In my experience, using a cleanup tool (I prefer automatic transcript cleanup) ensures every transcript is readable and structured for publication. This approach helps meet ADA compliance standards and avoids the slowdowns associated with manually cleaning poor ASR output.


Conclusion

For anyone asking how to change file format WAV to MP3 without sacrificing transcription quality, the key is context: why you’re converting, when you’re converting, and at what settings.

  • If accuracy is paramount, transcribe from WAV and export MP3 later.
  • If MP3 is necessary earlier, optimize it for speech.
  • If speed matters, use link-based workflows and skip downloads entirely.

Alongside these strategies, always test your settings and incorporate efficient cleanup so your transcripts are not just accurate but ready to publish. The right workflow preserves intelligibility, keeps WER manageable, and turns your audio into accessible, searchable content without wasted effort.


FAQ

1. Can I convert WAV to MP3 without losing transcription accuracy? Yes, but the safest method is to transcribe from the WAV first, then convert to MP3 for distribution. If you convert before transcription, use a bitrate and sample rate that preserves speech clarity.

2. Does mono conversion affect transcript quality? Mono is good for interviews with a single channel of speech, but can remove spatial cues helpful for ASR in overlapping conversations. Test both modes if stereo separation is relevant.

3. What bitrate should I use for speech-focused MP3? 128 kbps CBR is a balanced choice for speech.
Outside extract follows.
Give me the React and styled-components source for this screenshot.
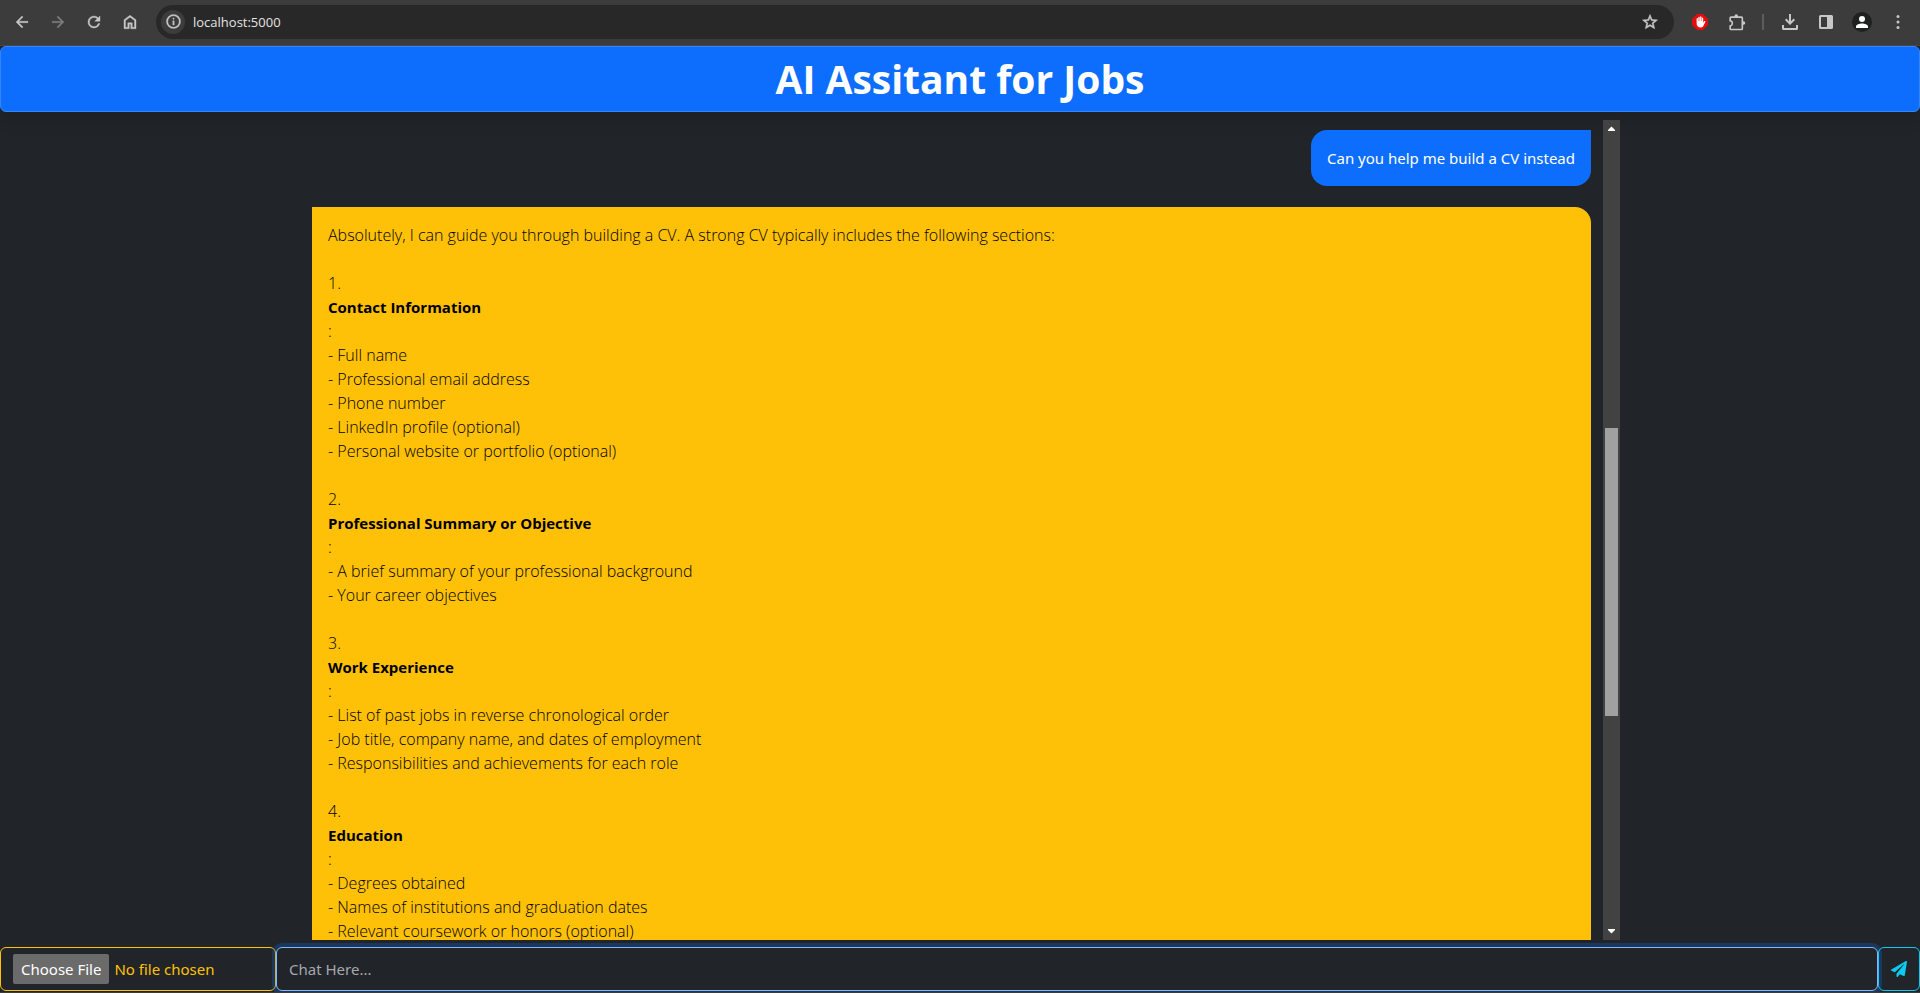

Going lower risks compression artifacts that mimic noise and increase WER.

4. Why does WER matter for editing workflows? WER above 30% often means editing takes longer than transcribing from scratch. Keeping WER low speeds cleanup and ensures reliable captions.

5. How can I make transcripts publication-ready fast? Use AI-assisted cleanup tools that fix casing, punctuation, and remove fillers in one click while preserving timestamps, so your transcript is immediately suitable for publishing.